En su reciente artículo La tenue democracia de los comunes, Jordi Subirana sostiene que a Barcelona en Comú la democracia y la participación “sólo les interesan si el viento sopla a su favor”. Y cita como ejemplos la falta de respeto a la voluntad popular que votó contra el tranvía pero Colau impone el tranvía. O la retirada de la losa de la ronda de Sant Antoni, donde la matriarca en decadencia no respeta a la mayoría de concejales ni a comerciantes y vecinos que se oponen a su próximo crimen de leso urbanismo. “Porque un partido como éste, que presume de ser el más participativo de todos, no acata una mayoría clara del pleno”, argumentaba.  No obstante, la buena fe de Subirana y su esperanza en la posibilidad de mejorar Barcelona, a pesar del presente consistorio, no contemplan que comunes y democracia son términos antagónicos e incompatibles.

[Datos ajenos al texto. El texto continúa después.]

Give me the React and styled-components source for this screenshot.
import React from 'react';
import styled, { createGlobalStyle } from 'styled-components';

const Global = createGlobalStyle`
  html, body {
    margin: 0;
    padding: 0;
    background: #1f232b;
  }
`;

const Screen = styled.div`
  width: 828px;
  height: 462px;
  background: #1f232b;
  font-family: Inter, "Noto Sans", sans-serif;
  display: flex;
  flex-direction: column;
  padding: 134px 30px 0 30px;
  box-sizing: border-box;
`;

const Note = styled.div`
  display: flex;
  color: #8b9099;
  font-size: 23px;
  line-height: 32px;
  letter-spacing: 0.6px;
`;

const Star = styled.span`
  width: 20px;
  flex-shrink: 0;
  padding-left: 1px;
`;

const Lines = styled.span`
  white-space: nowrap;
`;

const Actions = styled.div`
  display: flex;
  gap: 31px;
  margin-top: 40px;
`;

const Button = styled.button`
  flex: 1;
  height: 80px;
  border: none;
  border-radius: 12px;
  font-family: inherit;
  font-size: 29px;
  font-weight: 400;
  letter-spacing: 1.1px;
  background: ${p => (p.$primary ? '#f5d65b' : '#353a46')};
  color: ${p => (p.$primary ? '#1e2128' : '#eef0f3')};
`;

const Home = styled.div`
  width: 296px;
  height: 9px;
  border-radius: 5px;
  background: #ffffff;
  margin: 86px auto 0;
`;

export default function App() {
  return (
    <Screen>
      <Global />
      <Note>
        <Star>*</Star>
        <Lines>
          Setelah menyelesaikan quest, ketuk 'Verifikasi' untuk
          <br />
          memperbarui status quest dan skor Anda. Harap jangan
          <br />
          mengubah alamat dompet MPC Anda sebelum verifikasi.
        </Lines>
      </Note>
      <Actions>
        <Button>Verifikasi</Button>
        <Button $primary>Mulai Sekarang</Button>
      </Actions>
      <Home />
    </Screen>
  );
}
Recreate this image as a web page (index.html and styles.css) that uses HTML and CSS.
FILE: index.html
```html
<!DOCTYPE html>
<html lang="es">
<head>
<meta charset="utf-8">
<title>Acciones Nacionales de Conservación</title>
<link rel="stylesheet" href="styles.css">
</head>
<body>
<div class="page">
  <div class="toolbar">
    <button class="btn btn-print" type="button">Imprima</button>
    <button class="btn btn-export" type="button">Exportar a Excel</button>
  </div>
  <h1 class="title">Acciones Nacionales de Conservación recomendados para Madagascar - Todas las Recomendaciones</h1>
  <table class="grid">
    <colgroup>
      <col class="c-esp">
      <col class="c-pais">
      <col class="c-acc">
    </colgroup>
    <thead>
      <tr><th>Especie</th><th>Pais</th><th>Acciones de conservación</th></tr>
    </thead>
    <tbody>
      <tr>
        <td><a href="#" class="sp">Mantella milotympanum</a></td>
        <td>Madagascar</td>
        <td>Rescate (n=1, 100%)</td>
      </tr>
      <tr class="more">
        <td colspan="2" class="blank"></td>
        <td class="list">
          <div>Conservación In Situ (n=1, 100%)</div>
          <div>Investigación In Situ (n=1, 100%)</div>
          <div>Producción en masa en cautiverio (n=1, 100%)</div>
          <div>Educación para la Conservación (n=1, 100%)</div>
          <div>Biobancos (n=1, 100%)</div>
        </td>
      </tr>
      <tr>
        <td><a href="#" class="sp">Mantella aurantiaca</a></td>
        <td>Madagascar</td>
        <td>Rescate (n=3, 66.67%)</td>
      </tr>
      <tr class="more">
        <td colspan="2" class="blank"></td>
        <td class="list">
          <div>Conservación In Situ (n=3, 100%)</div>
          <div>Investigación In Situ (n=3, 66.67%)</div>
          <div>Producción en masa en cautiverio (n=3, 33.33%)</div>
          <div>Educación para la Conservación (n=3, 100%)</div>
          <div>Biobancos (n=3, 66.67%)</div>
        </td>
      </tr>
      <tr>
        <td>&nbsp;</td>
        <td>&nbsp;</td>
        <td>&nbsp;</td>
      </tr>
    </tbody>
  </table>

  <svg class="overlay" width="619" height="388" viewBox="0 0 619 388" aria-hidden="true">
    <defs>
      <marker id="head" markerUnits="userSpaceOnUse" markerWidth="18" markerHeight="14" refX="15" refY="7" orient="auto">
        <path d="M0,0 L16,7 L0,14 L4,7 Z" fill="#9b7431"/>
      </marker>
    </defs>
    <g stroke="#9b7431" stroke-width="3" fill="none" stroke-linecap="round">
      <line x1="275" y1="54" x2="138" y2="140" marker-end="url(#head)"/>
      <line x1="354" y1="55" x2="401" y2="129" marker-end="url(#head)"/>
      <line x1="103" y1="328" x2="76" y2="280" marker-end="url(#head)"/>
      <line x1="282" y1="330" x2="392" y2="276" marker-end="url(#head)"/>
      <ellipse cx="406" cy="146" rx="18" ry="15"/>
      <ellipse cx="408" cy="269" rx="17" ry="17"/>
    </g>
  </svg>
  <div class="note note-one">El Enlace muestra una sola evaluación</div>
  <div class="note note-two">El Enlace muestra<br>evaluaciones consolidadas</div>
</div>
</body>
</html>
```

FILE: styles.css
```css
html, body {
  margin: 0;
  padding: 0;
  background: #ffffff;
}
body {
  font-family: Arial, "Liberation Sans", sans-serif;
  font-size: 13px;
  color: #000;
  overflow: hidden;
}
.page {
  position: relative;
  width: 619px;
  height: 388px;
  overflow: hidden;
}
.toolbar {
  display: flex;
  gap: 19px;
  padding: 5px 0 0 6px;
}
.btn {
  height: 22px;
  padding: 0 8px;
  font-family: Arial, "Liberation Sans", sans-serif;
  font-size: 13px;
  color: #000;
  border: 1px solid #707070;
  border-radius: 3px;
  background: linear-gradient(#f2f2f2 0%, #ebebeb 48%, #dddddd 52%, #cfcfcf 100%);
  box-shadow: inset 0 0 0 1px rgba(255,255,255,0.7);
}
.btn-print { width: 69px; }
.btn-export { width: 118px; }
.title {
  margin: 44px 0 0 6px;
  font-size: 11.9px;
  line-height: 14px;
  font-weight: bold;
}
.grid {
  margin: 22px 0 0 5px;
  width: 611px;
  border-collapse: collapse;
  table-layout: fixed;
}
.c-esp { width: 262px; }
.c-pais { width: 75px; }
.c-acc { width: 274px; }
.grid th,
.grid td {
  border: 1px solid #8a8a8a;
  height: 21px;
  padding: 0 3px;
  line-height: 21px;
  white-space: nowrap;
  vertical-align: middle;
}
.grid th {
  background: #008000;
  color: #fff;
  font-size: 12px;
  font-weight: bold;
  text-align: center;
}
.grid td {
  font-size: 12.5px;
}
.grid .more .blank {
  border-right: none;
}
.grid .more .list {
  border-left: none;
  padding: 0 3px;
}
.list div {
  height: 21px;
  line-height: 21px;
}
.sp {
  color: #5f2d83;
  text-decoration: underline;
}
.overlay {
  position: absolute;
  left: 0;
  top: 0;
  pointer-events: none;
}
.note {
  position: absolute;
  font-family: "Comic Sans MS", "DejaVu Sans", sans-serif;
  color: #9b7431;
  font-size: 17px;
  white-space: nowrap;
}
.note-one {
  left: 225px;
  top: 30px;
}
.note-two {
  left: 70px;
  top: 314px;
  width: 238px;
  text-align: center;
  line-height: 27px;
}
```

La brigadilla de guardaespaldas de Colau, que dirige su esposo y que ha investigado y retratado A. Fernández en este diario, son como aquellos fascistas que se hacen llamar antifascistas y que ya vaticinó Winston Churchill. Un grupúsculo de conspiradores, antisistema, populistas y arribistas surgidos de la caverna que se hace llamar Observatorio y otros abrevaderos de la sopa boba. Son aquellos falsos demócratas que cuando les duele un dedo sólo saben dictar una ley que ordene amputar los brazos de los demás. Los que dictan normas y ordenanzas para los otros, pero llenas de excepciones beneficiosas sólo para ellos. Y con un concepto de la ética que babosean y mastican como un chicle que se estira o acorta según su conveniencia. Un machihembrado de déspotas de salón y de pirómanos de barricada que suman las tres ignorancias que decía el filósofo y moralista Françoise de La Rochefoucauld: no saben lo que deberían saber, saben mal lo que saben, y saben lo que no deberían saber.

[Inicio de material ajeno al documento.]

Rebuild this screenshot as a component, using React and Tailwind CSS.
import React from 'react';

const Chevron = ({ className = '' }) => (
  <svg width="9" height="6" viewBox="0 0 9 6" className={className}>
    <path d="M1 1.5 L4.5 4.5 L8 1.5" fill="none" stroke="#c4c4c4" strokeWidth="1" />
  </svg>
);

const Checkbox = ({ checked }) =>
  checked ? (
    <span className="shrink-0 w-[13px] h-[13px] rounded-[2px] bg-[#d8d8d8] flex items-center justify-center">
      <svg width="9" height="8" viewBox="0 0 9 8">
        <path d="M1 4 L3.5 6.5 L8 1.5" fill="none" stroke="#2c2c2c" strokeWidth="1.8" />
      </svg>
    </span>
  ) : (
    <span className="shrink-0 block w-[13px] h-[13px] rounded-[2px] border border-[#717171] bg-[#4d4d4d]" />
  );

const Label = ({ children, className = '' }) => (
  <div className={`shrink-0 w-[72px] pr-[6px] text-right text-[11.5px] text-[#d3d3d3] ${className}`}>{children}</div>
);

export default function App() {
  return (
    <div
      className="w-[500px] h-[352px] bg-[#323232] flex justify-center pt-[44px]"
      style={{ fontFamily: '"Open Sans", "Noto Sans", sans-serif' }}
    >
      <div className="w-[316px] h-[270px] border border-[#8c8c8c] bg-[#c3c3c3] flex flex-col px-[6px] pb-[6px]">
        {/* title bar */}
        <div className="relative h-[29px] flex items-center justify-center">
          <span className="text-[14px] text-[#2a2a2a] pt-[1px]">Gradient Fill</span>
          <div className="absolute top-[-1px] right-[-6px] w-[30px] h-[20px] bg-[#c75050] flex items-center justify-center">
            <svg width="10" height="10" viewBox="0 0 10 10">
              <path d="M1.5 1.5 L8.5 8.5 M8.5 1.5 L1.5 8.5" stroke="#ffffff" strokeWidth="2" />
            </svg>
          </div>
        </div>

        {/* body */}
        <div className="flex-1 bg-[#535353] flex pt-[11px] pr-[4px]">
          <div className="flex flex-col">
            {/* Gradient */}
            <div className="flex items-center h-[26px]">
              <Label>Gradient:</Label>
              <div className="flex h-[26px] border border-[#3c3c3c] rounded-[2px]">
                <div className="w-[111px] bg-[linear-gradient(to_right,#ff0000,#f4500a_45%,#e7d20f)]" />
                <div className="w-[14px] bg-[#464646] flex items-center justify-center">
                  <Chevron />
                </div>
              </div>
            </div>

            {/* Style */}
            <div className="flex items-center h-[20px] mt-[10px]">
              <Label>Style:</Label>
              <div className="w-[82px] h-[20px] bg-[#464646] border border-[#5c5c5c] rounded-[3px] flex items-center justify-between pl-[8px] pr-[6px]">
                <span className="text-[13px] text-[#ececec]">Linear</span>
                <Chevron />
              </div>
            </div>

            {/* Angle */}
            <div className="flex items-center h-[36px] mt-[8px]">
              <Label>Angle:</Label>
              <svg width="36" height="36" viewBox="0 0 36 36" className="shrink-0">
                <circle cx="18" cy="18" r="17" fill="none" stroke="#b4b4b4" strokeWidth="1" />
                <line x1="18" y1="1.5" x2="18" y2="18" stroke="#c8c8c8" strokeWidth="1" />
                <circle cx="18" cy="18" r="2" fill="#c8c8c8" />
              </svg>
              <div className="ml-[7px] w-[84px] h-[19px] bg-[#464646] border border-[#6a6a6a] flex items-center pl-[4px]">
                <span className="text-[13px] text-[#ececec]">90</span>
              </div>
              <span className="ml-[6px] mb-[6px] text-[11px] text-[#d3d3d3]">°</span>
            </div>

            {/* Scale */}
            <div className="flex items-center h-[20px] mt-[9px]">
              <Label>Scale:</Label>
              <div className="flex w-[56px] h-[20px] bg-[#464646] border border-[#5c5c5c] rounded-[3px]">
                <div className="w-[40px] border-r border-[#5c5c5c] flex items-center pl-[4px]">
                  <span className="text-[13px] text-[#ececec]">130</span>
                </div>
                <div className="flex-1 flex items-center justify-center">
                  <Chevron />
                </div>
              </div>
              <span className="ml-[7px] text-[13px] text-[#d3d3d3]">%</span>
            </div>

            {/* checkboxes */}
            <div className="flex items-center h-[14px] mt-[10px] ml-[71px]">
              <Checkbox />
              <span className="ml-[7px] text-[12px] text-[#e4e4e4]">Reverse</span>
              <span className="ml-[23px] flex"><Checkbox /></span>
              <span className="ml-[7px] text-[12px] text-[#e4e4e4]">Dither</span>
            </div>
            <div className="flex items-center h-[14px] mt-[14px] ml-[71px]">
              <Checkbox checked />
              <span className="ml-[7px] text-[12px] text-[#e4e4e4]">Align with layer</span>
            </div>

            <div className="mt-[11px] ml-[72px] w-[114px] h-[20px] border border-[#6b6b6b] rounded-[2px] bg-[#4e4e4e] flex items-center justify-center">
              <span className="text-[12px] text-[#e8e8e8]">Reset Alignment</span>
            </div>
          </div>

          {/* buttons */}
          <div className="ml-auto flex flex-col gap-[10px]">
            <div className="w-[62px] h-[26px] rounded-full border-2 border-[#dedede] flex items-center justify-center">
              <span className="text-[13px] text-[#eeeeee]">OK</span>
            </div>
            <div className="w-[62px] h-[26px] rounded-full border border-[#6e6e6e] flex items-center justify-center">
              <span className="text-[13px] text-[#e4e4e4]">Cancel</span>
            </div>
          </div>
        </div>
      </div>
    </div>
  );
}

Como su estupidez es invasiva y su diligencia nula, empujan la ciudad a la depresión psicológica, ambiental y económica, y no se divisa una alternancia democrática capaz de resolver los problemas de Barcelona. El recuerdo de ocasiones perdidas es alargado: la ampliación del aeropuerto, la fuga de inversores y hoteles de prestigio, la subsede de la Agencia Europea de Meteorología, la sede de la Agencia Europea del Medicamento, el actual ridículo que se empeña en que los próximos juegos de invierno lleven el nombre de Barcelona cuando Colau hizo retirar hasta la pista de hielo que se instalaba en la plaza de Catalunya en Navidad, el aviso de marcharse del Primavera Sound, el adiós para siempre de Volkswagen… Y si algún proyecto atractivo, ilusionante y prestigioso sale bien, es gracias a la sociedad civil y a la iniciativa privada, siempre menospreciadas por esta nueva casta dominante de sub-mediocres integrales. Sus presuntas asambleas y entidades amigas no son espacios donde se debate democráticamente, sino reductos de un absolutismo populachero desde donde imponen sus edictos con barniz de representatividad. ¿Demo… qué?, pregunta Colau, clavando sus pupilas esquivas en los ojos de la disidencia. Democracia, alcaldesa, democracia.